Has anyone had a go at the asset deceleration form yet? I have managed to obtain the digital signature but the form looks rather daunting. The button to change to English doesn't do anything.


----------



## snikpoh (Nov 19, 2007)

ezza said:


> Has anyone had a go at the asset deceleration form yet? I have managed to obtain the digital signature but the form looks rather daunting. The button to change to English doesn't do anything.


We chose to use our gestor at a cost of just 30 euros for 4 submissions (2 asset classes each).


By-the-way, it's NOT a tax form! There is no tax yet.


----------



## 90199 (Mar 21, 2010)

I have been advised not to even think about doing it ourselves, but to find a Gestor who is confident to complete the form. We are at the moment collating our assets and we shall probably take the ferry to Tenerife and see a gestor there.


----------



## Overandout (Nov 10, 2012)

My understanding is that the individual cannot submit this directly to Hacienda, even with a firma digital. It must be submitted by an approved gestor with a licenced link to Hacienda systems or by a local delegación de Hacienda.

I too am employing the services of a gestor to assess my personal situation and to submit the form, something I planned to do anyway for my Declaración for 2012 given that my situation is more complicated than previously (I had always done my declaraciones myself previously).


----------



## ezza (Apr 13, 2009)

Done it, it wasn't too bad!


----------



## snikpoh (Nov 19, 2007)

Overandout said:


> My understanding is that the individual cannot submit this directly to Hacienda, even with a firma digital.

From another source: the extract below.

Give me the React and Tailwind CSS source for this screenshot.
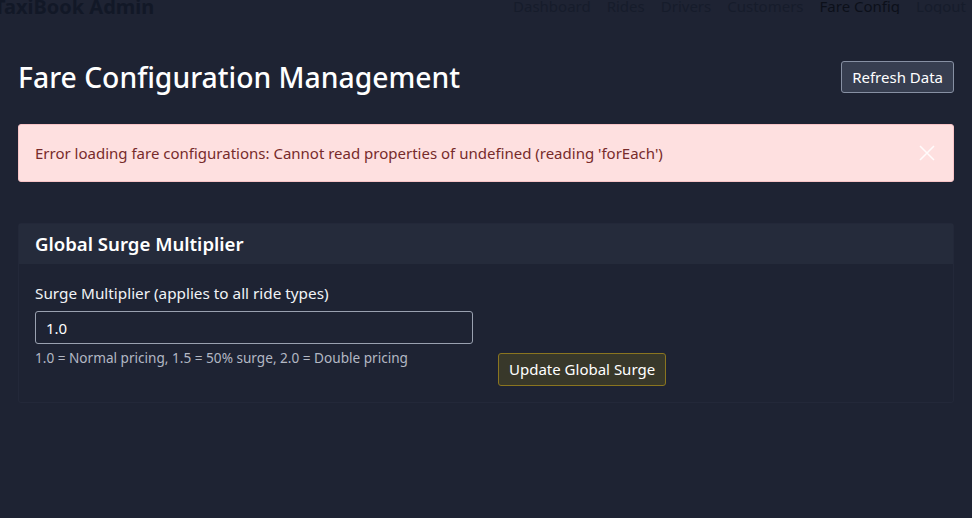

It must be submitted by an approved gestor with a licenced link to Hacienda systems or by a local delegación de Hacienda.
> 
> I too am employing the services of a gestor to assess my personal situation and to submit the form, something I planned to do anyway for my Declaración for 2012 given that my situation is more complicated than previously (I had always done my declaraciones myself previously).


I don't believe this is true - I know of people who have submitted their own forms.


----------



## Kalekas (Mar 18, 2013)

*Modelo 720*



Overandout said:


> My understanding is that the individual cannot submit this directly to Hacienda, even with a firma digital. It must be submitted by an approved gestor with a licenced link to Hacienda systems or by a local delegación de Hacienda.
> 
> I too am employing the services of a gestor to assess my personal situation and to submit the form, something I planned to do anyway for my Declaración for 2012 given that my situation is more complicated than previously (I had always done my declaraciones myself previously).


Not true (that it must be submitted by a gestor). Wifie and I have just submitted our 720s.

However we had to get the digital signature first - which involved a simple trip to the Agencia Tributaria with our nine-digit code - and it did help using Google Chrome which has a 'Translate' add-in.

That said, Google Chrome (or Internet Explorer 10) don't seem able to handle the submission so we put the electronic keys on Wifie's machine (running IE 9) and all went smoothly.

Regards


----------